→ **What the task requires**
Which lines have the string "screenshot"? Copy all of them from the entries below.

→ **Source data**
• • • • •

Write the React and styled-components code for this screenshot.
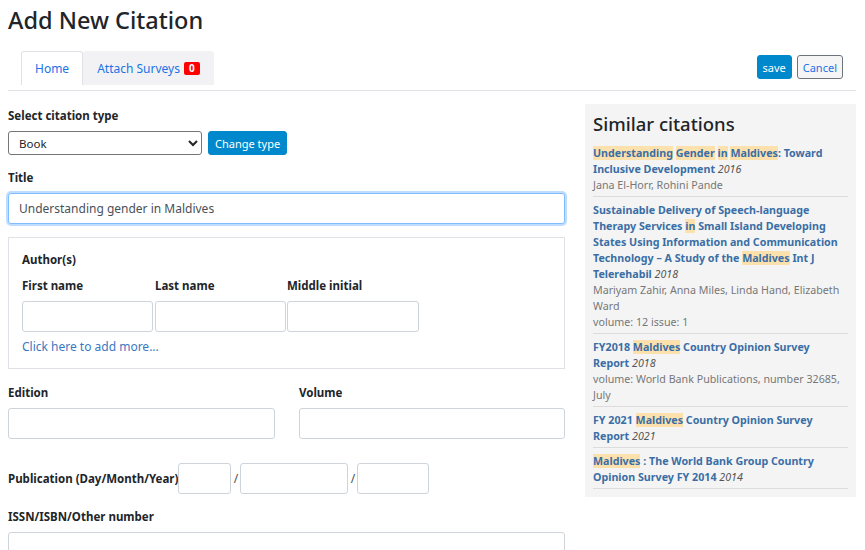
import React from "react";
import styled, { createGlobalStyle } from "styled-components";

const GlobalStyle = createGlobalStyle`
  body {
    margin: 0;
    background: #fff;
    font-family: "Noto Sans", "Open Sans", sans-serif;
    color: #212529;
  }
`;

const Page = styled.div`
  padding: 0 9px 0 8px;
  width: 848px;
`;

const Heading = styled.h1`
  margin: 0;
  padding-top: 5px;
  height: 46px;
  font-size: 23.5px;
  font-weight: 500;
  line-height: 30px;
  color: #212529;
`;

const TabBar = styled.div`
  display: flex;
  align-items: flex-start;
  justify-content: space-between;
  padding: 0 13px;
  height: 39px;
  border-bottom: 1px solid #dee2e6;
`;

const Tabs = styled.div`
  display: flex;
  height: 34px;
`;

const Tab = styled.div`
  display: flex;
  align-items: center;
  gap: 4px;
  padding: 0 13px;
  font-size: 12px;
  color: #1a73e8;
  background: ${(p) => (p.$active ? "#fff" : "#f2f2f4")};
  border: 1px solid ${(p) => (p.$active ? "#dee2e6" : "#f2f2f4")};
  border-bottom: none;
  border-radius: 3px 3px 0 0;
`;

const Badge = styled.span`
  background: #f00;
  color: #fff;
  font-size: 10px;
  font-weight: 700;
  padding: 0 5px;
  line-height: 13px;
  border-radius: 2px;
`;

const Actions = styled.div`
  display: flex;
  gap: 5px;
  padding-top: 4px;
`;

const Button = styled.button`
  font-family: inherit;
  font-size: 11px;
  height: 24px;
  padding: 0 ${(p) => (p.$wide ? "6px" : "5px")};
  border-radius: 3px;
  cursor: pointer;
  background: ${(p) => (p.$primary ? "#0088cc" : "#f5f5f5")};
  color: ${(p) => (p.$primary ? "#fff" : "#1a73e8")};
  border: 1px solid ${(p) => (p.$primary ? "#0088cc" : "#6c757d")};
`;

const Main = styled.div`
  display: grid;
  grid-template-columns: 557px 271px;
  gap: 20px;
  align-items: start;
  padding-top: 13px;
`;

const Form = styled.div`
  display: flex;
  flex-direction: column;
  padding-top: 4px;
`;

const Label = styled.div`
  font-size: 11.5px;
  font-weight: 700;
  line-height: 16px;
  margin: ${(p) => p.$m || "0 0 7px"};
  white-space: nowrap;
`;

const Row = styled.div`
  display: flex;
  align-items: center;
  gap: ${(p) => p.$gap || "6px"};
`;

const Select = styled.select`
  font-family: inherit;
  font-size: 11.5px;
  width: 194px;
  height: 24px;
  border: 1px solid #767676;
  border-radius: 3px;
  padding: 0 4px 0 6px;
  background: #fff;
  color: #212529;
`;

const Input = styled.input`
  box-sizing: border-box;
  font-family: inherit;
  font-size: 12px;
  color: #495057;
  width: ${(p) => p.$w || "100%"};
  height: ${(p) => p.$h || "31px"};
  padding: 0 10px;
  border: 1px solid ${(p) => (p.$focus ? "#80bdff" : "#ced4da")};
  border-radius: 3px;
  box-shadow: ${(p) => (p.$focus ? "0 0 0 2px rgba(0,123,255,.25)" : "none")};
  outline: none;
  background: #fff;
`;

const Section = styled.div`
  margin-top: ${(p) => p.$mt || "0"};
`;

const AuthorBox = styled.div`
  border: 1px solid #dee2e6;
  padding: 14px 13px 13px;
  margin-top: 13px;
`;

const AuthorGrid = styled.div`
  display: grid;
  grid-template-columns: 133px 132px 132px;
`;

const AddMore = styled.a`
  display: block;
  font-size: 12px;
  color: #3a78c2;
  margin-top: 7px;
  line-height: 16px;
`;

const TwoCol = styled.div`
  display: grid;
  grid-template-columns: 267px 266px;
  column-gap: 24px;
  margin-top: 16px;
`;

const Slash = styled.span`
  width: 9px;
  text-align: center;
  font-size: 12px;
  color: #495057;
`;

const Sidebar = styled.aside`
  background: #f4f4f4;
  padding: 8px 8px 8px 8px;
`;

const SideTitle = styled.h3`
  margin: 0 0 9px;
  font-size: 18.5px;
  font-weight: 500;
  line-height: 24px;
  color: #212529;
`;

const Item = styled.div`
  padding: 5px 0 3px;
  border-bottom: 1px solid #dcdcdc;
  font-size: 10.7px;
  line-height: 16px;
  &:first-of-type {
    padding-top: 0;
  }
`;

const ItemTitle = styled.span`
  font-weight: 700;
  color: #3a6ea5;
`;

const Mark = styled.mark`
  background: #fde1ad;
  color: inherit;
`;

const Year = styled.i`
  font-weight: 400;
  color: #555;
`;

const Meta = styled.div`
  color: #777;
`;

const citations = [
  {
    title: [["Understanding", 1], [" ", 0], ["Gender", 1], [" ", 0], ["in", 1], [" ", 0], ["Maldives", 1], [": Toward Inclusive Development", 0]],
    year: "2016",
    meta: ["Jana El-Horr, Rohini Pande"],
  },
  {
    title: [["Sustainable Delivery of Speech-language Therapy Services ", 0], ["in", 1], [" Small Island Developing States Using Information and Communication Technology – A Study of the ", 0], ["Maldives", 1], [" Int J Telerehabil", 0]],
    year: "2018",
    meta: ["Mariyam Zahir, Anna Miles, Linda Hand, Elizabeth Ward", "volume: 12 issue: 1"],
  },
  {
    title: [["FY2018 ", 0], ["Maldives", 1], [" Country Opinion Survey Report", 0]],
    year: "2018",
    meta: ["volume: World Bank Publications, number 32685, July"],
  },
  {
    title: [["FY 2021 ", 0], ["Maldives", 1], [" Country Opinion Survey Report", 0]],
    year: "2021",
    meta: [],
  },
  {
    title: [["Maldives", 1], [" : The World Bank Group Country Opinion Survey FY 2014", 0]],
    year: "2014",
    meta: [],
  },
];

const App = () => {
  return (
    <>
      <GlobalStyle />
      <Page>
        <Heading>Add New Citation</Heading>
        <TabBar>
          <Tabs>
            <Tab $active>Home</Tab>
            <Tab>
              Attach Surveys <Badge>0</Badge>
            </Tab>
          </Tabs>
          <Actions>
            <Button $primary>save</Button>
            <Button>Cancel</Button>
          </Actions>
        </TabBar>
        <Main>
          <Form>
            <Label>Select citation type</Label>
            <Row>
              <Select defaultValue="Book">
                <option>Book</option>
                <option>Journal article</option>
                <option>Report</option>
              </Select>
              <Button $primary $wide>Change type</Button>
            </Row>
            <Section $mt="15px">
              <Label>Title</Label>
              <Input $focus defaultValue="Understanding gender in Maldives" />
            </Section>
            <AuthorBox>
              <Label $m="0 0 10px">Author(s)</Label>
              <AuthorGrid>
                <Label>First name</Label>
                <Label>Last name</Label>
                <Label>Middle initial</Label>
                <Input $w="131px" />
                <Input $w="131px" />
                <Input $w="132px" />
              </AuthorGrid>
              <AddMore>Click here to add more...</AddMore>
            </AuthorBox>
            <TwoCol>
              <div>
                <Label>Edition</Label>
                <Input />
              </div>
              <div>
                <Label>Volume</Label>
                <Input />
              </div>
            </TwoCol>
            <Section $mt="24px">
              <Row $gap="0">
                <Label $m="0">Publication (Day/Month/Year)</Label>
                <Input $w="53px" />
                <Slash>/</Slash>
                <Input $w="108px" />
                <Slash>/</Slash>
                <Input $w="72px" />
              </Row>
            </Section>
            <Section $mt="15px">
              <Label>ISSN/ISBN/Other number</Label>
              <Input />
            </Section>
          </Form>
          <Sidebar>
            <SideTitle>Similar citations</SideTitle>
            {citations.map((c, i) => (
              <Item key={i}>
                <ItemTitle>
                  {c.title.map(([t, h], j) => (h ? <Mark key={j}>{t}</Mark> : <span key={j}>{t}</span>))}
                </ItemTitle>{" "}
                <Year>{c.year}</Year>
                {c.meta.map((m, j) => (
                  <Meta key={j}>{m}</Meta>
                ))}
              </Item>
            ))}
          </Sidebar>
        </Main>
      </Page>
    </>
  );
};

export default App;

• • • • •

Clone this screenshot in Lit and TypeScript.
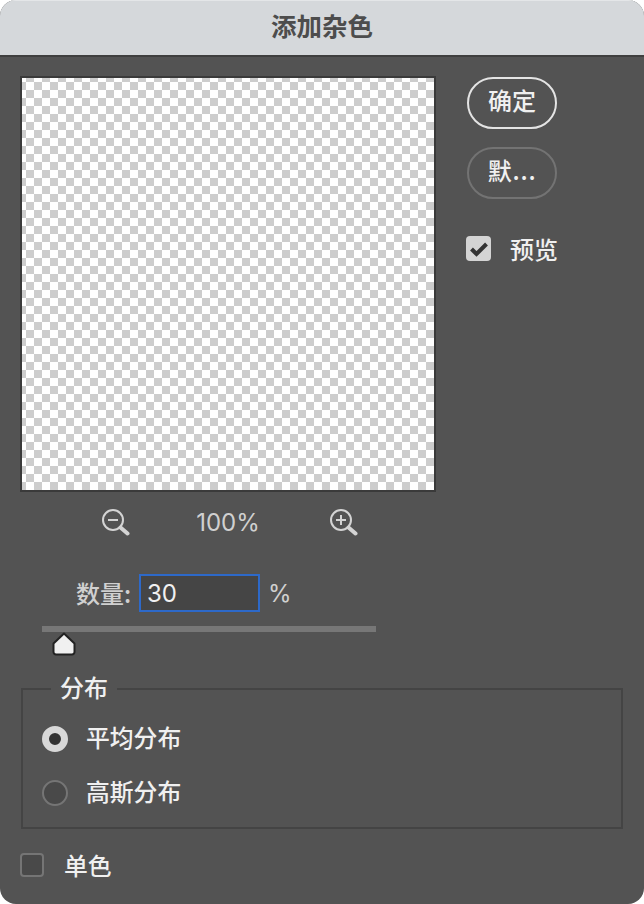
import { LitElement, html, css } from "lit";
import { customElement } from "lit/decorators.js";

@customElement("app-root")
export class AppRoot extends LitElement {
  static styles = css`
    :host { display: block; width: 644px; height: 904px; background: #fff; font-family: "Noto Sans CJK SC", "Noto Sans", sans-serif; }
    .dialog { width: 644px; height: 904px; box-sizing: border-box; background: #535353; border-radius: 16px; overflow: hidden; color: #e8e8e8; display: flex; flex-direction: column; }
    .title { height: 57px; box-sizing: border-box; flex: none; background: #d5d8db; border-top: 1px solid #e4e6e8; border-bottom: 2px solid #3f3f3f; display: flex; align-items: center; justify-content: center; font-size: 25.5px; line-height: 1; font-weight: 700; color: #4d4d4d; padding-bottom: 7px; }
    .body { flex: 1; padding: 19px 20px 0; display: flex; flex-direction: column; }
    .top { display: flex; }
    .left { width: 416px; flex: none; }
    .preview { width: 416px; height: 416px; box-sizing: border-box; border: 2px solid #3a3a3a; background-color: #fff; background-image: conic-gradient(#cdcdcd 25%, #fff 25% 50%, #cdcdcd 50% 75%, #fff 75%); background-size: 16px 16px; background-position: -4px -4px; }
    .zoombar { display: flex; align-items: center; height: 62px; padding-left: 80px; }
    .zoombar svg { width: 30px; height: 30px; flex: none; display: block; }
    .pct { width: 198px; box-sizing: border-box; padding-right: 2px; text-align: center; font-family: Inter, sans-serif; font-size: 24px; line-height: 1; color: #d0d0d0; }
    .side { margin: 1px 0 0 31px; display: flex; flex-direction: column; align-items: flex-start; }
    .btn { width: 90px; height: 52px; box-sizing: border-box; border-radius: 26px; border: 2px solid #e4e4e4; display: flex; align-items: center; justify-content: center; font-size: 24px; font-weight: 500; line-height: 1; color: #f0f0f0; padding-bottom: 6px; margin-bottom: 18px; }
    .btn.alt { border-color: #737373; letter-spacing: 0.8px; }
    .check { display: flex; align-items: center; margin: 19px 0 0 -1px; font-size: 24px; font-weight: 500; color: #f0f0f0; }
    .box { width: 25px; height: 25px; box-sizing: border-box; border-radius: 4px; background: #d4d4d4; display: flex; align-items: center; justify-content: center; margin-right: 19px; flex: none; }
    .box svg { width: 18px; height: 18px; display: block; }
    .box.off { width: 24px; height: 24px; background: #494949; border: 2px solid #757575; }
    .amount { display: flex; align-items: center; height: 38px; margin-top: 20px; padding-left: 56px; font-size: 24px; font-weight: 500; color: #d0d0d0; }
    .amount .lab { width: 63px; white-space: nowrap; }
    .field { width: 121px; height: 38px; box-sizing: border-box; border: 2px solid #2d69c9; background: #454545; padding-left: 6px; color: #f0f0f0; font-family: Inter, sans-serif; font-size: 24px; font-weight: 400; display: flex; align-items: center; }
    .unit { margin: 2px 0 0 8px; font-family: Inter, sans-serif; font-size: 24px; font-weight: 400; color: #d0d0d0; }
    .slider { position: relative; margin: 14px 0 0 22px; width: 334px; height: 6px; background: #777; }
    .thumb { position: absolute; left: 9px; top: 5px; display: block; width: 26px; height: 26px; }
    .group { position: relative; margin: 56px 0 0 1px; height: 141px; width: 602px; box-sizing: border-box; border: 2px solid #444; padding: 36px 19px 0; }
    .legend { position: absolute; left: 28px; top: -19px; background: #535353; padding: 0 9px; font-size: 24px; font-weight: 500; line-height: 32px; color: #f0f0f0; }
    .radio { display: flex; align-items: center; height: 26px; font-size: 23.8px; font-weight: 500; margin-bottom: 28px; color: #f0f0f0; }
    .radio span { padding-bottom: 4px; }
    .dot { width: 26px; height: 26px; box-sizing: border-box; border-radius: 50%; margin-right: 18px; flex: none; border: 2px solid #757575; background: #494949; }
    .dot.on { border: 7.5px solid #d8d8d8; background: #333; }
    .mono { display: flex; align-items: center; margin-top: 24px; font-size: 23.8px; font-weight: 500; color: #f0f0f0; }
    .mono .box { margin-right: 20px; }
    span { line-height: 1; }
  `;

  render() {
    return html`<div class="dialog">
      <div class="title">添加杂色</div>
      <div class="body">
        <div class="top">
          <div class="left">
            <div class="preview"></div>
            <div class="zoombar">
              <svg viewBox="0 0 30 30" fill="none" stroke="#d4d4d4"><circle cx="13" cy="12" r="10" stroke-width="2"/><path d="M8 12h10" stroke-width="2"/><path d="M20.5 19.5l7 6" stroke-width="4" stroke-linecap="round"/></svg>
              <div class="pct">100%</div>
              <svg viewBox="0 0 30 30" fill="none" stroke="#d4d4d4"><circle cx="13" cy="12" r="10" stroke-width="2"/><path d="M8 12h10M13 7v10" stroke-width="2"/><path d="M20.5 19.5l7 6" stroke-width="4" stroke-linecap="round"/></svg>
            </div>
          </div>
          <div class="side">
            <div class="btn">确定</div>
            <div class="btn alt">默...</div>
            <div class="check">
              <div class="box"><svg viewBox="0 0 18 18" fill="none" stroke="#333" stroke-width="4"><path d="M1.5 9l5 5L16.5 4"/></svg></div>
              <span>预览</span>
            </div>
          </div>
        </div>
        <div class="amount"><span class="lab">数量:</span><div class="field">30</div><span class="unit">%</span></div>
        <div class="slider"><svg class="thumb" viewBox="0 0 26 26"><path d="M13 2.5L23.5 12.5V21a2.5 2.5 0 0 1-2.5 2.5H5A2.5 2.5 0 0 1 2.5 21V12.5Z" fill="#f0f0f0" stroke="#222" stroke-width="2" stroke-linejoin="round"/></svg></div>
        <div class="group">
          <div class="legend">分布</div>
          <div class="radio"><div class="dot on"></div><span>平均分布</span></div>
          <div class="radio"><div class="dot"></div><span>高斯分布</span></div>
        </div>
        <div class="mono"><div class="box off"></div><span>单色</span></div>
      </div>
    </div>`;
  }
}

• • • • •

→ **Answer for the task**
Write the React and styled-components code for this screenshot.
Clone this screenshot in Lit and TypeScript.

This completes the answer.